Can I open a U.S. bank account with just an ITIN?

Generally, you cannot open a U.S. bank account with only an ITIN. Most U.S. banks require a U.S. business entity (like an LLC) and an EIN to open a business bank account. Some may allow opening a personal account with an ITIN and proof of foreign status, but this is not suitable for business income.

How does the U.S.-Slovakia tax treaty affect my LLC's income?

The U.S.-Slovakia tax treaty is designed to prevent double taxation and can reduce withholding tax rates on certain types of U.S.-sourced income paid to Slovak residents. However, its application to your LLC's income depends on the nature of the income, your residency status, and how your LLC is structured. It is crucial to consult with a tax professional to determine how the treaty benefits apply to your specific situation.

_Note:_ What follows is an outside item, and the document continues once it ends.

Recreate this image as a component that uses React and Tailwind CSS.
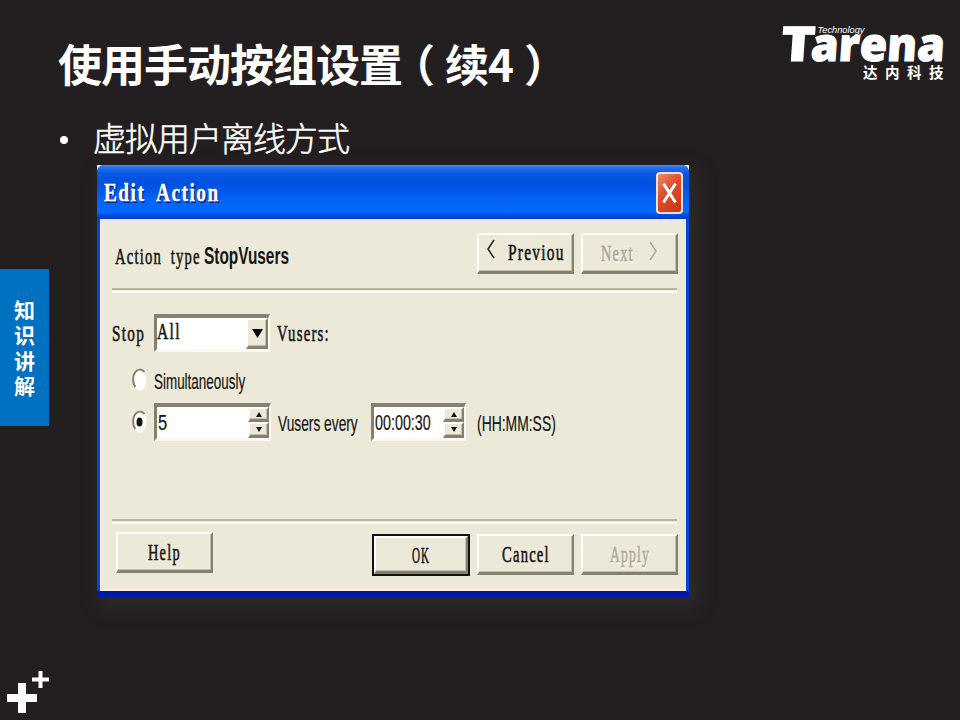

What are the ongoing costs of maintaining a U.S. LLC for a Slovak influencer?

Ongoing costs typically include state annual report fees (which vary by state), registered agent service fees (usually $100-$300 annually), and potential U.S. tax preparation fees. Some states may also have franchise taxes or other annual business taxes. The exact costs depend heavily on the state of formation and the complexity of your tax situation.

Do I need to be physically present in the U.S. to form or manage an LLC?

No, you do not need to be physically present in the U.S. to form or manage an LLC. Non-residents can form a U.S. LLC entirely remotely. You will need to use a registered agent service in your chosen state and can manage your business operations online and through U.S. financial institutions.

What is Form 5472 and why is it important for my Slovak LLC?

Form 5472 is an IRS informational return used by domestic LLCs with a single foreign owner (or foreign-owned corporations) to report certain transactions between the LLC and its foreign owner. This includes things like owner contributions or distributions. Filing this form is mandatory, and failure to do so can result in a $25,000 penalty per unreported transaction, making it critical for compliance.